The UK is tightening up its already rigorous work benefits test, requiring immigrants to detail what they have done to find work outside of the UK and whether they have been hurt by their own inability to speak English. The move is sparking the ire of pro-immigrant groups.

Work and Pensions Secretary Iain Duncan Smith (pictured) announced Friday in a press release that the department, to minimize the potential of systematic abuse, would launch an “improved” benefit test for immigrants. The new test, which will boast a varying question bank of more than 100 questions, is designed to prevent those who have no intention of settling in the UK from acquiring benefits.

The government asserts that it is a step in the direction of “fix[ing] the immigration and welfare system so Britain’s economy delivers for people who work hard and play by the rules.” Immigrants will have to prove that they are in the UK legally and “have sufficient ties to this country to show they are ‘habitually resident.'” Among the questions that can prove that intention to remain is whether they speak sufficient English to work in the UK.

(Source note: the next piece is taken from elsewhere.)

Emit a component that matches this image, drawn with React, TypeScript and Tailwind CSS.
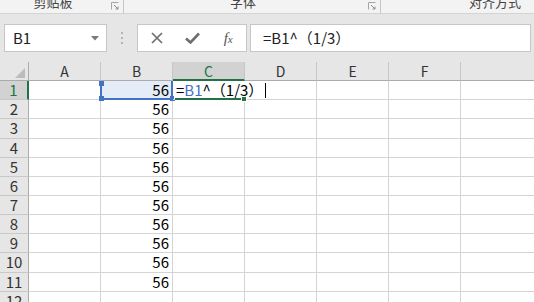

Smith himself, who has long been a thorn in the side of much of the British Left, told The Telegraph that a major concern of the government is preventing “benefit tourism,” whereby people travel to the UK, apply for and receive benefits, and live outside the country. He added that he did not want “the attractiveness of our benefit system” to have a significant impact on why people come to the UK, but rather that they should “contribute” to the overall society.

The paper notes that these new measures arrive just in time for the lifting of a number of immigration restrictions on Bulgarians and Romanians. Those two countries made a deal with the European Union that would ease travel and working restrictions between them and the rest of the continent. The deal kicks in at the end of 2013

The UK is not alone in easing these restrictions; Austria, Belgium, France, Germany, Luxembourg, Malta, Spain, and the Netherlands also agreed to the new arrangement. The British, however, have expressed more vocally their concern about being flooded with immigrants from those countries, leading to Romanian and Bulgarian ads in their home countries bashing the UK for “bad weather and worse food.”

The UK has had a particularly difficult time integrating its immigrant population into British culture. Hundreds of British citizens have been found fighting alongside radical Islamist rebels in Syria, causing concerns in the country that they may return to the UK even more radicalized. Conservative leadership in London had promised a focus on reforming and improving the immigration system earlier this year, and has since attempted implementing programs to help illegal immigrants leave the country and reduce incentives for violating immigration laws. 

These measures have led to some pushback from the European Union, with one official even threatening that the UK risked being seen as a “nasty country.” It has, however, received support from Germany, which has considered adopting similar measures.